Igual que le ocurre al protagonista de la canción de Johnny Cash, hay gente que sufre su nombre como una condena. Me temo que para esto de los nombres los españoles somos mucho más remilgados que los latinoamericanos. Acuérdense, por ejemplo, de Elián González, el niño balsero, que tenía una prima en Miami que se llamaba nada menos que Marisleysis. Se conocen también casos de niños llamados Usanavy y Usamail, en homenaje a la armada y al servicio postal de los Estados Unidos, respectivamente. Aquí no llegamos tan lejos, pero imagino que quienes se llaman Toribio o Sinforosa no parten precisamente con ventaja.
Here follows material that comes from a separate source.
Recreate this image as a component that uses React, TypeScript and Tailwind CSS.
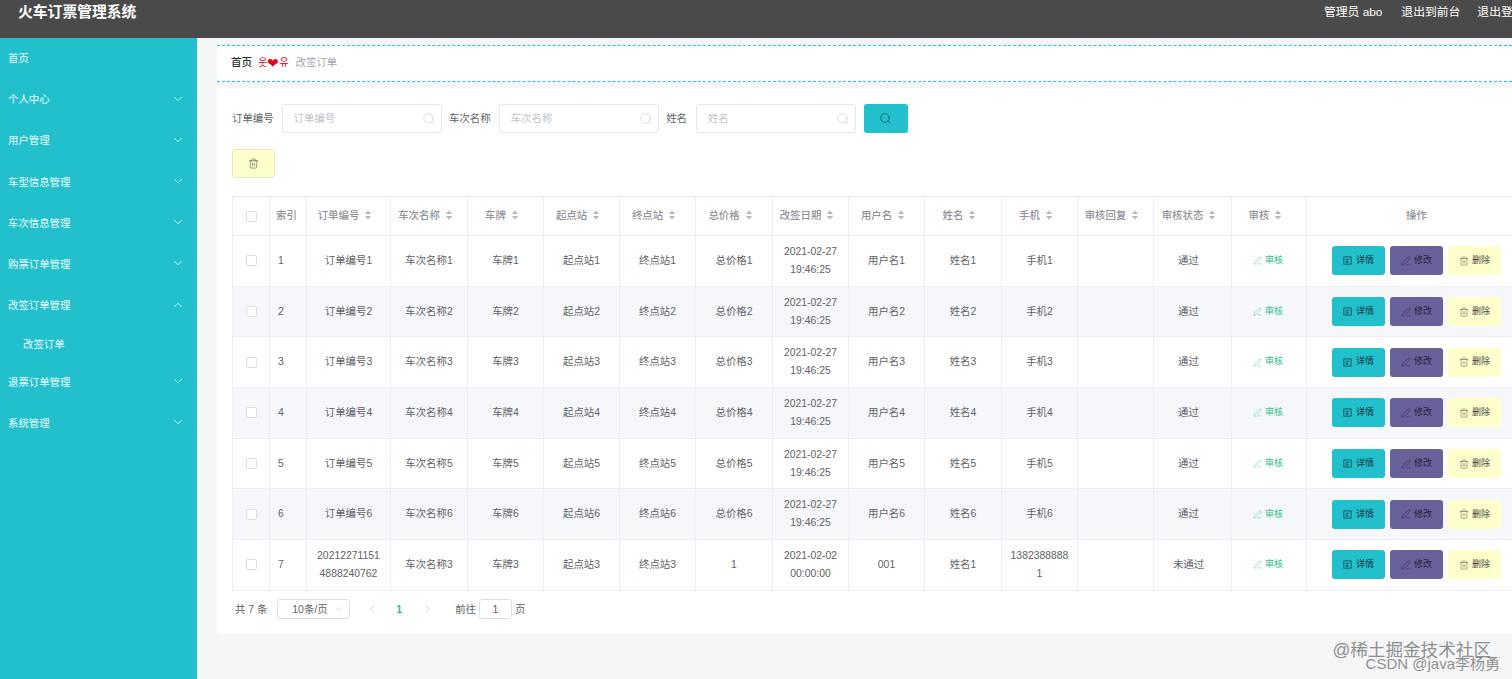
import { ChevronDown, ChevronLeft, ChevronRight, ChevronUp, PenLine, Search, Trash2 } from "lucide-react";

const menu = [
  { name: "个人中心" },
  { name: "用户管理" },
  { name: "车型信息管理" },
  { name: "车次信息管理" },
  { name: "购票订单管理" },
  { name: "改签订单管理", open: true, sub: "改签订单" },
  { name: "退票订单管理" },
  { name: "系统管理" },
];

const filters = [
  { label: "订单编号", gap: "ml-0", labelGap: "mr-2" },
  { label: "车次名称", gap: "ml-[7.5px]", labelGap: "mr-2" },
  { label: "姓名", gap: "ml-[7.5px]", labelGap: "mr-[9px]" },
];

const columns = [
  { title: "", width: "w-[37px]" },
  { title: "索引", width: "w-[37px]" },
  { title: "订单编号", width: "w-[84px]", sort: true },
  { title: "车次名称", width: "w-[77px]", sort: true },
  { title: "车牌", width: "w-[76px]", sort: true },
  { title: "起点站", width: "w-[76px]", sort: true },
  { title: "终点站", width: "w-[76px]", sort: true },
  { title: "总价格", width: "w-[77px]", sort: true },
  { title: "改签日期", width: "w-[76px]", sort: true },
  { title: "用户名", width: "w-[76px]", sort: true },
  { title: "姓名", width: "w-[77px]", sort: true },
  { title: "手机", width: "w-[76px]", sort: true },
  { title: "审核回复", width: "w-[76px]", sort: true },
  { title: "审核状态", width: "w-[78px]", sort: true },
  { title: "审核", width: "w-[75px]", sort: true },
  { title: "操作", width: "w-[220px]" },
];

const rows = [1, 2, 3, 4, 5, 6].map((n) => [
  `订单编号${n}`,
  `车次名称${n}`,
  `车牌${n}`,
  `起点站${n}`,
  `终点站${n}`,
  `总价格${n}`,
  "2021-02-27 19:46:25",
  `用户名${n}`,
  `姓名${n}`,
  `手机${n}`,
  "",
  "通过",
]);

rows.push([
  "202122711514888240762",
  "车次名称3",
  "车牌3",
  "起点站3",
  "终点站3",
  "1",
  "2021-02-02 00:00:00",
  "001",
  "姓名1",
  "13823888881",
  "",
  "未通过",
]);

function SortCaret() {
  return (
    <svg viewBox="0 0 8 11" className="ml-[5px] mr-[7px] inline-block h-[10px] w-[8px] align-[-1px] text-[#b4b7bd]" fill="currentColor">
      <path d="M4 0.5 7.5 4.5H0.5Z" />
      <path d="M4 10.5 0.5 6.5H7.5Z" />
    </svg>
  );
}

function TicketIcon() {
  return (
    <svg viewBox="0 0 10 10" className="h-[9px] w-[9px]" fill="none" stroke="currentColor" strokeWidth="0.8">
      <rect x="1" y="1" width="8" height="8" />
      <path d="M3 3.5h4M3 5.5h2.5M5.5 5.5v1.5H3" />
    </svg>
  );
}

function Checkbox() {
  return <span className="ml-[13px] block h-[11px] w-[11px] rounded-[2px] border border-[#dcdfe6] bg-white" />;
}

export default function App() {
  return (
    <div
      className="flex h-screen w-screen flex-col overflow-hidden bg-[#f5f6f8] text-[10.4px] text-[#606266]"
      style={{ fontFamily: '"Liberation Sans", "Noto Sans CJK SC", "Noto Sans CJK KR", sans-serif' }}
    >
      <header className="flex h-[38px] shrink-0 items-start justify-between bg-[#4a4a4a] text-white">
        <h1 className="pl-[18px] pt-[2px] text-[14.8px] font-bold leading-5">火车订票管理系统</h1>
        <div className="flex w-[188px] shrink-0 gap-[17px] whitespace-nowrap pt-[3px] text-[11.8px] leading-[18px]">
          <span>管理员 abo</span>
          <span className="ml-[2px]">退出到前台</span>
          <span>退出登录</span>
        </div>
      </header>

      <div className="flex min-h-0 flex-1">
        <aside className="w-[197px] shrink-0 bg-[#22c0cc] text-[#eefcfd]">
          <div className="flex h-[41.5px] items-center pl-2">首页</div>
          {menu.map((item) => (
            <div key={item.name}>
              <div className="flex h-[41.2px] items-center justify-between pl-2 pr-[12px]">
                <span>{item.name}</span>
                {item.open ? (
                  <ChevronUp size={14} strokeWidth={1.4} className="-mt-[3px]" />
                ) : (
                  <ChevronDown size={14} strokeWidth={1.4} className="-mt-[3px]" />
                )}
              </div>
              {item.sub && <div className="flex h-[35.5px] items-center pl-[23px]">{item.sub}</div>}
            </div>
          ))}
        </aside>

        <main className="min-w-0 flex-1 pl-5 pt-[7px]">
          <nav className="flex h-[36.5px] items-center border-y border-dashed border-[#22c8d8] bg-white pl-[14px]">
            <span className="text-[10.6px] font-medium text-[#303133]">首页</span>
            <span className="ml-[6px] flex items-center text-[10px] leading-none text-[#e60012]">
              <span>웃</span>
              <span className="text-[14px]">❤</span>
              <span>유</span>
            </span>
            <span className="ml-[7px] text-[#a3a6ad]">改签订单</span>
          </nav>

          <section className="mt-[6.5px] h-[546px] bg-white pl-[15px] pt-4">
            <div className="flex h-[29px] items-center">
              {filters.map((f) => (
                <div key={f.label} className={`flex items-center ${f.gap}`}>
                  <span className={`text-[#606266] ${f.labelGap}`}>{f.label}</span>
                  <div className="flex h-[29px] w-[160px] items-center justify-between rounded-[3px] border border-[#e4e7ed] pl-[11px] pr-[5px] text-[#c0c4cc]">
                    <span>{f.label}</span>
                    <Search size={14} strokeWidth={1} />
                  </div>
                </div>
              ))}
              <button className="ml-2 flex h-[29px] w-[44px] items-center justify-center rounded-[3px] bg-[#22c0cc] text-[#1f3f4a]">
                <Search size={13} strokeWidth={1.2} />
              </button>
            </div>

            <button className="mt-4 flex h-[29px] w-[43px] items-center justify-center rounded-[3px] border border-[#e8e8c0] bg-[#ffffcc] text-[#444]">
              <Trash2 size={11} strokeWidth={1.2} />
            </button>

            <div className="mt-[18px] overflow-hidden">
              <table className="w-[1294px] table-fixed border border-[#ebeef5]">
                <colgroup>
                  {columns.map((c, i) => (
                    <col key={i} className={c.width} />
                  ))}
                </colgroup>
                <thead>
                  <tr className="h-[39px] text-[#909399]">
                    {columns.map((c, i) => (
                      <th
                        key={i}
                        className={`whitespace-nowrap border border-[#ebeef5] font-medium ${i === 1 ? "pl-[6px] text-left" : "text-center"}`}
                      >
                        {i === 0 ? <Checkbox /> : c.title}
                        {c.sort && <SortCaret />}
                      </th>
                    ))}
                  </tr>
                </thead>
                <tbody>
                  {rows.map((row, r) => (
                    <tr key={r} className={`h-[50.7px] ${r % 2 === 1 ? "bg-[#f5f7fa]" : "bg-white"}`}>
                      <td className="border border-[#ebeef5]">
                        <Checkbox />
                      </td>
                      <td className="border border-[#ebeef5] pl-2">{r + 1}</td>
                      {row.map((cell, i) => (
                        <td
                          key={i}
                          className={`break-all border border-[#ebeef5] pl-[8px] text-center leading-[18px] ${i === 11 ? "pr-4" : "pr-[8px]"}`}
                        >
                          {i === 6 ? <span className="break-normal">{cell}</span> : cell}
                        </td>
                      ))}
                      <td className="border border-[#ebeef5] text-center align-middle text-[9px] text-[#2fc08f]">
                        <span className="mx-auto flex w-fit -translate-x-[1px] items-center gap-[3px]">
                          <PenLine size={9} strokeWidth={1.1} />
                          审核
                        </span>
                      </td>
                      <td className="border border-[#ebeef5] text-[9px]">
                        <div className="flex justify-center gap-[5px]">
                          <button className="flex h-[29px] w-[53px] items-center justify-center gap-[4px] rounded-[3px] bg-[#22c0cc] text-[#12343c]">
                            <TicketIcon />
                            详情
                          </button>
                          <button className="flex h-[29px] w-[53px] items-center justify-center gap-[3px] rounded-[3px] bg-[#68619a] text-[#25233d]">
                            <PenLine size={10} strokeWidth={1.1} />
                            修改
                          </button>
                          <button className="flex h-[29px] w-[53px] items-center justify-center gap-[3px] rounded-[3px] bg-[#ffffcc] text-[#444]">
                            <Trash2 size={10} strokeWidth={1.1} />
                            删除
                          </button>
                        </div>
                      </td>
                    </tr>
                  ))}
                </tbody>
              </table>
            </div>

            <div className="mt-2 flex h-[21px] items-center pl-[3px] text-[#606266]">
              <span>共 7 条</span>
              <div className="ml-[10px] flex h-[20px] w-[73px] items-center justify-between rounded-[3px] border border-[#dcdfe6] pl-[14px] pr-[4px]">
                <span>10条/页</span>
                <ChevronDown size={12} strokeWidth={1} className="text-[#c0c4cc]" />
              </div>
              <ChevronLeft size={12} strokeWidth={1.2} className="ml-4 text-[#b4b7bd]" />
              <span className="ml-[18px] font-bold text-[#22c0a8]">1</span>
              <ChevronRight size={12} strokeWidth={1.2} className="ml-[20px] text-[#b4b7bd]" />
              <span className="ml-[21px]">前往</span>
              <span className="ml-[3px] flex h-[20px] w-[33px] items-center justify-center rounded-[3px] border border-[#dcdfe6]">1</span>
              <span className="ml-[3px]">页</span>
            </div>
          </section>
        </main>
      </div>

      <div className="absolute right-[21px] top-[640px] whitespace-nowrap text-[17.6px] leading-[20px] text-[#8f8f8f]">@稀土掘金技术社区</div>
      <div className="absolute right-[12px] top-[655px] whitespace-nowrap text-[15px] leading-[18px] text-[#8f8f8f]">CSDN @java李杨勇</div>
    </div>
  );
}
Hay quien llega a odiar su nombre hasta el punto de cambiarlo, pese a los complejos trámites administrativos que ello comporta. Sin embargo, pienso que al hacerlo están renegando de una parte esencial de sí mismos, y que ese acto de traición trae aparejado su propio castigo. A mí me ocurrió, en cierto modo, cuando decidí prescindir del segundo nombre que me dieron al nacer. Eloy es el nombre que heredé de mi abuelo, el nombre al que estaba destinado. Pero mi madre, en un pequeño acto de rebeldía, decidió adjuntar al nombre de Eloy el de Miguel, creando así una combinación imposible muy del estilo de los culebrones sudamericanos. Mi traición consistió en ocultar el Miguel materno tras la inicial «M». Y mi castigo no tardó en llegar, pues desde entonces me han llamado Eloy Martínez Cebrián, Eloy Manuel Cebrián y, con auténtico vuelo imaginativo, incluso Eloy María Cebrián. En mal día decidí dejar de ser Miguel.
Por fuerza, tiene que haber algo en los nombres. Son tan nuestros como nuestro corazón o nuestra piel. Están tan íntimamente ligados a nosotros que, al revestirlos, estamos transfiriéndoles nuestra personalidad, nuestro mismo ser. ¿O es al contrario? ¿Seríamos los mismos si tuviéramos nombres distintos? Por si acaso, escuchen a ese muchacho llamado Sue y pónganles a sus hijos nombres normalitos, no sea que llegue un día en que tengan que rendir cuentas ante ellos.